I read all these blogs by other women.  They are amazing.  They are earth-friendly, granola crunchy, creative, hands on moms.  I struggle trying to find the right balance.  I am a mom.  I am also employed full-time.  I also volunteer for a local children’s theatre (Ok, really it is a 2nd job that doesn’t pay.)  I run a parent support group for parents of children that are ADHD or on the autism spectrum.  I attend church faithfully, and am constantly trying to be a better Christian. 

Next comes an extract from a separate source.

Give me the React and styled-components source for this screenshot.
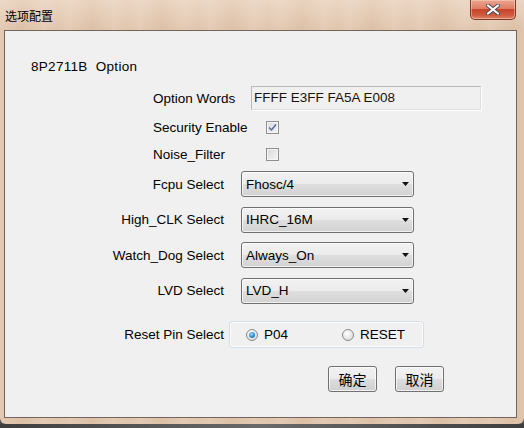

At the moment the boys are sitting behind me….playing their Nintendo DS.  Instead of the homemade, healthy meal of organic food that I should prepare for them, I am going to make peanut butter, chocolate chip and banana pancakes (using Bisquick).  Course at the moment, my oldest is munching on chocolate skittles.  🙂

I’m not the perfect mom.  I may never be.  I am a good mom.  I love them with all my heart …even if they will be taking a lunchable to school next week.  🙂  I’m working on it and I will get better.

Strange Encounter

I saw an old friend.  We haven’t spoken since something really bad happened to her.  I tried, but she would never return my calls.  It was strange.  I wanted her to know that I loved her.  I don’t condone what she chose to do, but I am not condemning her either.  We said we will get together, and I really hope that we do.  Often people say that, but they don’t mean it. 

 I invited her to church.  I hope she comes

Working mom

I called my girlfriend that I walk with at 5 am.  I wanted to tell her that tomorrow I couldn’t.  She was telling me how exhausted she was from teaching in the classroom for a whole day.  She teaches part time normally.  It suddenly dawned on me that both of my friends that I walk with at that horrible hour only work part time.  One does a desk job and the other teaches reading one on one.  No wonder I always feel like I am falling behind.  I am the only one of the three of us that works full time and with 23 very busy 2nd graders!  Not to mention how busy I am with my two beautiful boys!